In 1873, Victor Hartman, a Russian artist and architect, died at the age of 39.
Early the following year in St. Petersburg, critic and art historian Vladimir Stasov organized a memorial exhibit of about 400 of Hartman’s pencil sketches, watercolors and architectural drawings. A close friend of Hartman, a young composer, attended the show and was struck by a lightning blot of inspiration. He wrote, “Ideas, melodies, come to me of their own accord, like a banquet of music…I can hardly manage to put it all down on paper fast enough.”
The composer’s name was Modest Mussorgsky, and everything he put down on paper became Pictures At An Exhibition.
Many people may not know that Mussorgsky actually wrote the work for solo piano. (The late, great Russian pianist Sviatoslav Richter referred to it as the “best Russian work for piano, amen.”) Many orchestrations have been done since the original version of the work was first published in 1886 (5 years after Mussorgsky’s death and 12 years after it was completed). Of these, Maurice Ravel’s, from 1922, is far and away the most popular. (Its first performance was by the Boston Symphony Orchestra).
Pictures is a suite made up of ten movements–each inspired by one of Hartman’s works– interwoven with a recurring Promenade theme that’s meant to suggest the exhibition viewer meandering from work to work.
The finale, “The Great Gate of Kiev”, is my favorite part of the piece. Mussorgsky’s point of departure was Hartman’s entry in a competition to design a gate to commemorate Tsar Alexander II’s escape from an assassination attempt in 1866.
The design features a cupola in the shape of a Slavic warrior’s helmet (not a typical onion dome), a bell tower, and a chapel in the space above the largest, central arch. The gate was never built, due either to lack of funds, or perhaps to the Tsar’s reluctance to be reminded of his brush with death (assassins were ultimately successful in 1881.)
The majesty of this movement invokes both the imposing bulk of the gate itself, as well as the stately processions of people who would pass through the gate to enter the city. While some would no doubt disagree with me, for this particular movement, the solo piano version just can’t compete with Ravel’s orchestration in conveying the requisite sense of grandeur. For this, particularly in the final measures, the brass and percussion are indispensable.
In this performance of the Ravel orchestration, Gustavo Dudamel conducts the Simón Bolívar Youth Orchestra of Venezuela. Of note, this particular video includes, in addition to the “The Great Gate of Kiev”, the movement that precedes it, “The Hut on Fowl’s Legs (Baba-Yagá).” “Gate” starts at 3:24 with the majestic main theme in E-flat major. At 4:29, we hear a second more solemn theme, in A-flat minor, based on a Russian Orthodox hymn. These two themes then alternate through the rest of the movement. At 6:14, those tower bells we’ve seen in the watercolor begin to ring. At 7:28 we begin the glorious home stretch (see my earlier comment re: brass and percussion) and at 7:50 I feel as though some burden has been lifted.
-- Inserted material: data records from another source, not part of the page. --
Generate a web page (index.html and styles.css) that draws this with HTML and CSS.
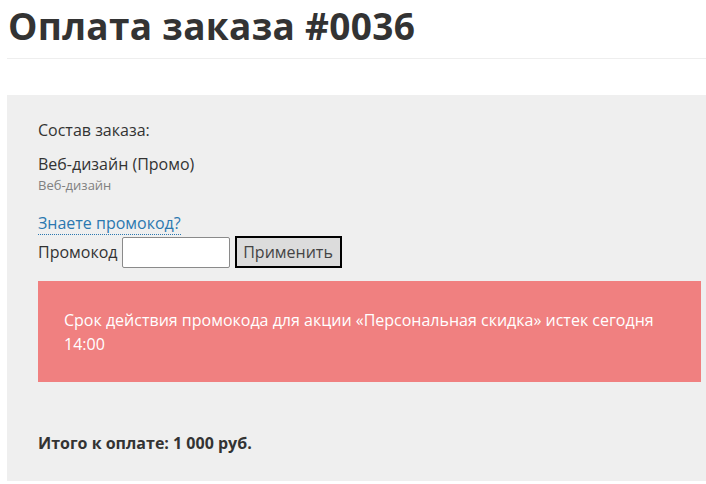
FILE: index.html
```html
<!DOCTYPE html>
<html lang="ru">
<head>
    <meta charset="UTF-8">
    <meta name="viewport" content="width=device-width, initial-scale=1.0">
    <title>Оплата заказа #0036</title>
    <link rel="stylesheet" href="styles.css">
</head>
<body>
    <div class="page">
        <h1 class="page-title">Оплата заказа #0036</h1>
        <hr class="divider">

        <div class="order-box">
            <p class="order-label">Состав заказа:</p>

            <div class="order-item">
                <div class="item-name">Веб-дизайн (Промо)</div>
                <div class="item-category">Веб-дизайн</div>
            </div>

            <a href="#" class="promo-toggle">Знаете промокод?</a>
            <form class="promo-form">
                <label for="promo">Промокод</label>
                <input type="text" id="promo" class="promo-input">
                <button type="submit" class="promo-apply">Применить</button>
            </form>

            <div class="alert">
                Срок действия промокода для акции «Персональная скидка» истек сегодня 14:00
            </div>

            <p class="total">Итого к оплате: 1 000 руб.</p>
        </div>
    </div>
</body>
</html>
```

FILE: styles.css
```css
:root {
    --text-dark: #333333;
    --text-muted: #808080;
    --link-color: #2b78b0;
    --panel-bg: #efefef;
    --alert-bg: #f08080;
}

html, body {
    overflow-x: hidden;
}

body {
    margin: 0;
    padding: 0 0 0 7px;
    font-family: 'Open Sans', sans-serif;
    font-size: 16px;
    color: var(--text-dark);
    background: #ffffff;
}

.page {
    width: 725px;
}

.page-title {
    max-width: 690px;
    margin: 0;
    padding: 1px 0 0 1px;
    font-size: 37px;
    font-weight: 700;
    line-height: 50px;
    letter-spacing: 0.3px;
    color: #333333;
}

.divider {
    margin: 7px 0 36px;
    border: none;
    border-top: 1px solid #eeeeee;
}

.order-box {
    background: var(--panel-bg);
    padding: 24px 31px 27px 31px;
}

.order-label {
    margin: 0 0 12px;
    line-height: 22px;
}

.order-item {
    margin-bottom: 17px;
}

.item-name {
    line-height: 22px;
}

.item-category {
    font-size: 13px;
    color: var(--text-muted);
    line-height: 20px;
}

.promo-toggle {
    display: inline-block;
    color: var(--link-color);
    text-decoration: none;
    border-bottom: 1px dotted var(--link-color);
    line-height: 21px;
}

.promo-form {
    display: flex;
    align-items: center;
    gap: 4px;
    margin: 1px 0 13px;
}

.promo-input {
    width: 108px;
    height: 31px;
    box-sizing: border-box;
    border: 1px solid #8a8a8a;
    border-radius: 2px;
    background: #ffffff;
    margin-right: 1px;
}

.promo-apply {
    width: 107px;
    height: 32px;
    padding: 0;
    border: 2px solid #000000;
    background: #dcdcdc;
    color: #444444;
    font-family: inherit;
    font-size: 16px;
}

.alert {
    background: var(--alert-bg);
    color: #ffffff;
    padding: 27px 26px 26px;
    line-height: 24px;
}

.total {
    margin: 50px 0 0;
    font-weight: 700;
    font-size: 16px;
    line-height: 22px;
}
```
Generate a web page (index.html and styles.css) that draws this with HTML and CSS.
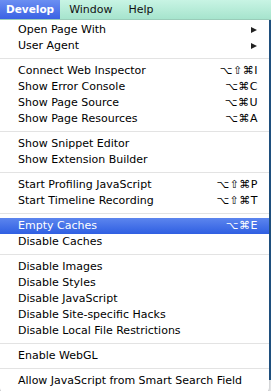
FILE: index.html
```html
<!DOCTYPE html>
<html lang="en">
	<head>
		<meta charset="UTF-8" />
		<meta name="viewport" content="width=device-width, initial-scale=1.0" />
		<title>Develop Menu</title>
		<link rel="stylesheet" href="styles.css">
	</head>
	<body>
		<div class="menubar">
			<span class="menu-title active">Develop</span>
			<span class="menu-title">Window</span>
			<span class="menu-title">Help</span>
		</div>

		<div class="dropdown-area">
			<div class="menu">
				<div class="item"><span>Open Page With</span><span class="arrow"></span></div>
				<div class="item"><span>User Agent</span><span class="arrow"></span></div>
				<div class="separator"></div>
				<div class="item"><span>Connect Web Inspector</span><span class="key">⌥⇧⌘I</span></div>
				<div class="item"><span>Show Error Console</span><span class="key">⌥⌘C</span></div>
				<div class="item"><span>Show Page Source</span><span class="key">⌥⌘U</span></div>
				<div class="item"><span>Show Page Resources</span><span class="key">⌥⌘A</span></div>
				<div class="separator"></div>
				<div class="item"><span>Show Snippet Editor</span></div>
				<div class="item"><span>Show Extension Builder</span></div>
				<div class="separator"></div>
				<div class="item"><span>Start Profiling JavaScript</span><span class="key">⌥⇧⌘P</span></div>
				<div class="item"><span>Start Timeline Recording</span><span class="key">⌥⇧⌘T</span></div>
				<div class="separator"></div>
				<div class="item selected"><span>Empty Caches</span><span class="key">⌥⌘E</span></div>
				<div class="item"><span>Disable Caches</span></div>
				<div class="separator"></div>
				<div class="item"><span>Disable Images</span></div>
				<div class="item"><span>Disable Styles</span></div>
				<div class="item"><span>Disable JavaScript</span></div>
				<div class="item"><span>Disable Site-specific Hacks</span></div>
				<div class="item"><span>Disable Local File Restrictions</span></div>
				<div class="separator"></div>
				<div class="item"><span>Enable WebGL</span></div>
				<div class="separator"></div>
				<div class="item"><span>Allow JavaScript from Smart Search Field</span></div>
			</div>
			<div class="window-edge"></div>
		</div>
	</body>
</html>
```

FILE: styles.css
```css
body {
	margin: 0;
	font-family: "DejaVu Sans", Verdana, sans-serif;
	font-size: 11px;
	color: #000;
	background: #e4e6e8;
	width: 271px;
	height: 391px;
	overflow: hidden;
}

.menubar {
	display: flex;
	height: 20px;
	background: linear-gradient(#c8f4e4, #a6e4cd);
	border-bottom: 1px solid #9ccfbc;
	box-sizing: border-box;
}

.menu-title {
	line-height: 19px;
	padding: 0 8px;
	color: #111;
}

.menu-title.active {
	padding: 0 6px;
	font-weight: bold;
	font-size: 10.5px;
	color: #fff;
	background: linear-gradient(#6b8ff2, #3a62e4);
}

.menu-title.active + .menu-title {
	padding-left: 9px;
}

.dropdown-area {
	display: flex;
	align-items: flex-start;
}

.menu {
	width: 269px;
	background: #fff;
	padding: 2px 0 4px;
	border-radius: 0 0 5px 5px;
	box-shadow: 0 1px 2px rgba(0,0,0,0.25);
}

.window-edge {
	width: 2px;
	height: 360px;
	background: #1f4f7d;
}

.item {
	display: flex;
	justify-content: space-between;
	align-items: center;
	height: 16px;
	line-height: 16px;
	padding: 0 11px 0 18px;
	white-space: nowrap;
}

.item.selected {
	color: #fff;
	background: linear-gradient(#5c85ee, #2f5fe2);
}

.key {
	letter-spacing: 0.5px;
}

.arrow {
	width: 0;
	height: 0;
	border-top: 3.5px solid transparent;
	border-bottom: 3.5px solid transparent;
	border-left: 6px solid #222;
	margin-right: 1px;
}

.separator {
	height: 1px;
	margin: 4px 0;
	background: #e3e3e3;
}
```
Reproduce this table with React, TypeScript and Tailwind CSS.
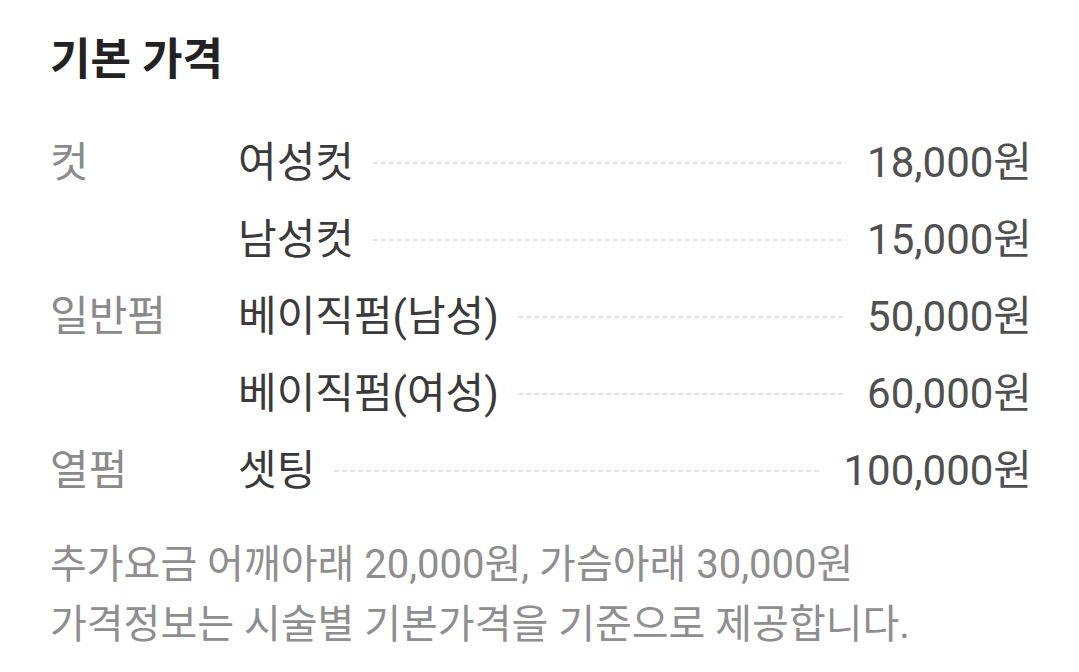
const rows = [
  { cat: '컷', name: '여성컷', price: '18,000원' },
  { cat: '', name: '남성컷', price: '15,000원' },
  { cat: '일반펌', name: '베이직펌(남성)', price: '50,000원' },
  { cat: '', name: '베이직펌(여성)', price: '60,000원' },
  { cat: '열펌', name: '셋팅', price: '100,000원' },
];

export default function App() {
  return (
    <div className="w-[1079px] h-[672px] bg-white pl-[50px] pr-[47px] pt-[36px] font-['Roboto','Noto_Sans_CJK_KR',sans-serif]">
      <h1 className="h-[48px] leading-[48px] text-[44px] font-bold text-[#222222]">기본 가격</h1>

      <div className="mt-[40px]">
        {rows.map((r, i) => (
          <div key={i} className="flex h-[77px] items-center text-[42px]">
            <div className="w-[188px] shrink-0 text-[#8a8a8a]">{r.cat}</div>
            <div className="shrink-0 text-[#3a3a3a]">{r.name}</div>
            <div className="ml-[19px] mr-[21px] h-[2px] flex-1 bg-[linear-gradient(to_right,#e4e4e4_5px,transparent_5px)] bg-[length:8px_2px] bg-repeat-x" />
            <div className="shrink-0 text-[#505050]">{r.price}</div>
          </div>
        ))}
      </div>

      <div className="mt-[26px] text-[40px] leading-[60px] text-[#8e8e8e]">
        <p>추가요금 어깨아래 20,000원, 가슴아래 30,000원</p>
        <p>가격정보는 시술별 기본가격을 기준으로 제공합니다.</p>
      </div>
    </div>
  );
}
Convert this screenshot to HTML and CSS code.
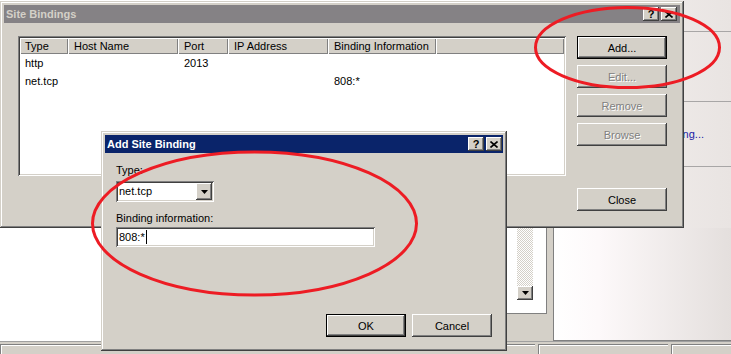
FILE: index.html
```html
<!DOCTYPE html>
<html lang="en">
<head>
    <meta charset="UTF-8">
    <title>Site Bindings</title>
    <link rel="stylesheet" href="styles.css">
</head>
<body>
<div class="screen">

    <!-- IIS manager behind the dialogs -->
    <div class="actions">
        <div class="actions-row actions-head"></div>
        <div class="actions-row actions-mid"></div>
        <div class="actions-row actions-link"><span class="link">ng...</span></div>
    </div>

    <div class="lower">
        <div class="lower-left"></div>
        <div class="side-gap">
            <div class="side-box">
                <div class="scroll">
                    <div class="scroll-track"></div>
                    <div class="scroll-btn">
                        <svg width="7" height="4" viewBox="0 0 7 4"><path d="M0 0H7L3.5 4Z" fill="#000"/></svg>
                    </div>
                </div>
            </div>
        </div>
        <div class="content-panel"></div>
    </div>

    <div class="statusbar">
        <div class="status-cell s1"></div>
        <div class="status-cell s2"></div>
        <div class="status-cell s3"></div>
    </div>

    <!-- Site Bindings window -->
    <div class="window site-bindings">
        <div class="titlebar">
            <span class="title-text">Site Bindings</span>
            <span class="cap-btn">?</span>
            <span class="cap-btn">
                <svg width="8" height="7" viewBox="0 0 8 7"><path d="M0.5 0.5L7.5 6.5M7.5 0.5L0.5 6.5" stroke="#000" stroke-width="1.6"/></svg>
            </span>
        </div>
        <div class="sb-body">
            <div class="list">
                <div class="list-head">
                    <span>Type</span><span>Host Name</span><span>Port</span><span>IP Address</span><span>Binding Information</span><span></span>
                </div>
                <div class="list-row">
                    <span>http</span><span></span><span>2013</span><span></span><span></span><span></span>
                </div>
                <div class="list-row">
                    <span>net.tcp</span><span></span><span></span><span></span><span>808:*</span><span></span>
                </div>
            </div>
            <div class="btn-col">
                <div class="btn default">Add...</div>
                <div class="btn disabled">Edit...</div>
                <div class="btn disabled">Remove</div>
                <div class="btn disabled">Browse</div>
                <div class="btn btn-close">Close</div>
            </div>
        </div>
    </div>

    <!-- Add Site Binding dialog -->
    <div class="window dialog">
        <div class="titlebar">
            <span class="title-text">Add Site Binding</span>
            <span class="cap-btn">?</span>
            <span class="cap-btn">
                <svg width="8" height="7" viewBox="0 0 8 7"><path d="M0.5 0.5L7.5 6.5M7.5 0.5L0.5 6.5" stroke="#000" stroke-width="1.6"/></svg>
            </span>
        </div>
        <div class="dlg-body">
            <div class="field-label">Type:</div>
            <div class="combo">
                <span class="combo-text">net.tcp</span>
                <span class="combo-btn">
                    <svg width="7" height="4" viewBox="0 0 7 4"><path d="M0 0H7L3.5 4Z" fill="#000"/></svg>
                </span>
            </div>
            <div class="field-label second">Binding information:</div>
            <div class="textbox">808:*<span class="caret"></span></div>
            <div class="dlg-footer">
                <div class="btn default dlg-btn">OK</div>
                <div class="btn dlg-btn">Cancel</div>
            </div>
        </div>
    </div>

    <!-- red marker circles -->
    <svg class="marks" width="731" height="354" viewBox="0 0 731 354">
        <ellipse cx="627.5" cy="47.5" rx="92" ry="40" fill="none" stroke="#ed1c24" stroke-width="3"/>
        <ellipse cx="254.5" cy="223.5" rx="162" ry="71.5" fill="none" stroke="#ed1c24" stroke-width="3"/>
    </svg>
</div>
</body>
</html>
```

FILE: styles.css
```css
* {
    box-sizing: border-box;
}
body {
    margin: 0;
    width: 731px;
    height: 354px;
    overflow: hidden;
    background: #fff;
    font-family: "Liberation Sans", Arial, sans-serif;
    font-size: 11px;
    color: #000;
}
.screen {
    position: relative;
    width: 731px;
    height: 354px;
}
/* Background manager */
.actions {
    position: absolute;
    left: 540px;
    top: 0;
    width: 191px;
    height: 228px;
    display: flex;
    flex-direction: column;
    background: linear-gradient(90deg, #f7f4f3, #e9e4e2);
}
.actions-row {
    border-bottom: 1px solid #a8a6a6;
}
.actions-head {
    height: 32px;
}
.actions-mid {
    height: 70px;
}
.actions-link {
    height: 65px;
    display: flex;
    align-items: center;
    justify-content: flex-end;
    padding-right: 27px;
}
.link {
    color: #1a1aa6;
    white-space: nowrap;
}
.lower {
    position: absolute;
    left: 0;
    top: 228px;
    width: 731px;
    height: 113px;
    display: flex;
}
.lower-left {
    width: 506px;
    background: #fff;
}
.side-gap {
    width: 47px;
    background: #d4d0c8;
    padding-right: 6px;
    padding-bottom: 27px;
}
.side-box {
    height: 100%;
    background: #fff;
    border-right: 1px solid #808080;
    border-bottom: 1px solid #808080;
    padding-left: 11px;
}
.scroll {
    width: 16px;
    height: 72px;
    display: flex;
    flex-direction: column;
}
.scroll-track {
    flex: 1;
    background: repeating-conic-gradient(#d4d0c8 0 25%, #fff 0 50%) 0 0 / 2px 2px;
}
.scroll-btn {
    height: 14px;
    display: flex;
    align-items: center;
    justify-content: center;
    background: #d4d0c8;
    box-shadow: inset -1px -1px #404040, inset 1px 1px #fff, inset -2px -2px #808080;
}
.content-panel {
    flex: 1;
    border-left: 1px solid #808080;
    border-bottom: 1px solid #808080;
    background: linear-gradient(90deg, #fff 0, #fdf9fa 25%, #e4dfdd 100%);
}
.statusbar {
    position: absolute;
    left: 0;
    top: 341px;
    width: 731px;
    height: 13px;
    display: flex;
    gap: 3px;
    padding-top: 2px;
    background: #d4d0c8;
    border-top: 1px solid #a0a0a0;
}
.status-cell {
    border-top: 1px solid #808080;
    border-left: 1px solid #808080;
    box-shadow: inset 1px 1px #fff;
}
.s1 {
    width: 535px;
}
.s2 {
    width: 130px;
}
.s3 {
    flex: 1;
}
/* Windows */
.window {
    position: absolute;
    display: flex;
    flex-direction: column;
    padding: 4px;
    background: #d4d0c8;
    box-shadow: inset -1px -1px #404040, inset 1px 1px #d4d0c8, inset -2px -2px #808080, inset 2px 2px #fff;
}
.site-bindings {
    left: 0;
    top: 1px;
    width: 684px;
    height: 227px;
}
.dialog {
    left: 101px;
    top: 131px;
    width: 406px;
    height: 220px;
}
.titlebar {
    height: 18px;
    display: flex;
    align-items: center;
    padding: 0 3px 0 2px;
    font-weight: bold;
}
.site-bindings .titlebar {
    background: #858285;
    color: #d4d0c8;
}
.dialog .titlebar {
    background: #0a246a;
    color: #fff;
    padding-right: 1px;
}
.title-text {
    flex: 1;
}
.cap-btn {
    width: 16px;
    height: 14px;
    display: flex;
    align-items: center;
    justify-content: center;
    background: #d4d0c8;
    color: #000;
    font-size: 11px;
    line-height: 14px;
    box-shadow: inset -1px -1px #404040, inset 1px 1px #fff, inset -2px -2px #808080;
}
.cap-btn + .cap-btn {
    margin-left: 2px;
}
/* Site Bindings body */
.sb-body {
    flex: 1;
    display: flex;
    gap: 11px;
    padding: 13px 13px 13px 14px;
}
.list {
    width: 548px;
    height: 140px;
    padding: 2px;
    background: #fff;
    box-shadow: inset 1px 1px #808080, inset -1px -1px #fff, inset 2px 2px #404040, inset -2px -2px #d4d0c8;
}
.list-head,
.list-row {
    display: grid;
    grid-template-columns: 48px 110px 50px 100px 108px 1fr;
}
.list-head span {
    height: 16px;
    line-height: 17px;
    padding-left: 6px;
    background: #d4d0c8;
    box-shadow: inset 1px 1px #fff, inset -1px -1px #808080;
    white-space: nowrap;
}
.list-head span:first-child {
    padding-left: 5px;
}
.list-row span {
    height: 18px;
    line-height: 19px;
    padding-left: 6px;
}
.list-row span:first-child {
    padding-left: 5px;
}
.btn-col {
    width: 90px;
    display: flex;
    flex-direction: column;
    gap: 6px;
}
.btn {
    height: 23px;
    display: flex;
    align-items: center;
    justify-content: center;
    background: #d4d0c8;
    box-shadow: inset -1px -1px #404040, inset 1px 1px #fff, inset -2px -2px #808080;
}
.btn.default {
    box-shadow: inset 0 0 0 1px #000, inset -2px -2px #404040, inset 2px 2px #fff, inset -3px -3px #808080;
}
.btn.disabled {
    color: #808080;
    text-shadow: 1px 1px 0 #fff;
}
.btn-close {
    margin-top: auto;
}
/* Add Site Binding body */
.dlg-body {
    flex: 1;
    display: flex;
    flex-direction: column;
    padding: 11px 11px 10px 11px;
}
.field-label {
    line-height: 13px;
}
.field-label.second {
    margin-top: 10px;
}
.combo {
    margin-top: 4px;
    width: 98px;
    height: 21px;
    display: flex;
    padding: 2px;
    background: #fff;
    box-shadow: inset 1px 1px #808080, inset -1px -1px #fff, inset 2px 2px #404040, inset -2px -2px #d4d0c8;
}
.combo-text {
    flex: 1;
    padding-left: 1px;
    line-height: 17px;
}
.combo-btn {
    width: 16px;
    height: 17px;
    display: flex;
    align-items: center;
    justify-content: center;
    background: #d4d0c8;
    box-shadow: inset -1px -1px #404040, inset 1px 1px #fff, inset -2px -2px #808080;
}
.textbox {
    margin-top: 2px;
    width: 259px;
    height: 20px;
    display: flex;
    align-items: center;
    padding: 2px 3px;
    background: #fff;
    box-shadow: inset 1px 1px #808080, inset -1px -1px #fff, inset 2px 2px #404040, inset -2px -2px #d4d0c8;
}
.caret {
    width: 1px;
    height: 14px;
    margin-left: 1px;
    background: #000;
}
.dlg-footer {
    margin-top: auto;
    display: flex;
    justify-content: flex-end;
    gap: 6px;
}
.dlg-btn {
    width: 80px;
}
/* Red markers */
.marks {
    position: absolute;
    left: 0;
    top: 0;
    pointer-events: none;
}
```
Whenever I listen to this, in my mind I’m the lucky one crashing the cymbals at the end. Hey, I can dream, can’t I?
Bonus: The aforementioned Sviatoslav Richter made what many consider the definitive recording of the solo piano version of Pictures At An Exhibition in 1958. Here he is playing the final two movements, “Baba-Yagá” and “The Great Gate of Kiev”. You can compare and contrast with the Dudamel performance.
Trivia tidbit: The prog rock group Emerson, Lake & Palmer released their own interpretation of Pictures in 1972. While I like some of their other albums, I can’t say I’m a fan of this one (“The Great Gate of Kiev” with lyrics?!). Interested readers can find samples aplenty on YouTube or iTunes.
I love the transition from Baba-Yaga as the strings wind up and up then instantaneously plummet down to the stately Kiev theme. “Grand” is too small a word for that finale, isn’t it?
Had no idea it was originally written as a piano piece. Ravel did a good job, didn’t he?
It is not my favourite EL&P either. It seems a massive conceit to add lyrics and I always cringe at the final, laboured “Death – is – Life”, but I guess Greg Lake needed to earn his share after plonking away on base for much of the work.
I learned a lot from this post! Amazing how talented Mussorgsky was – love that his first name was Modest!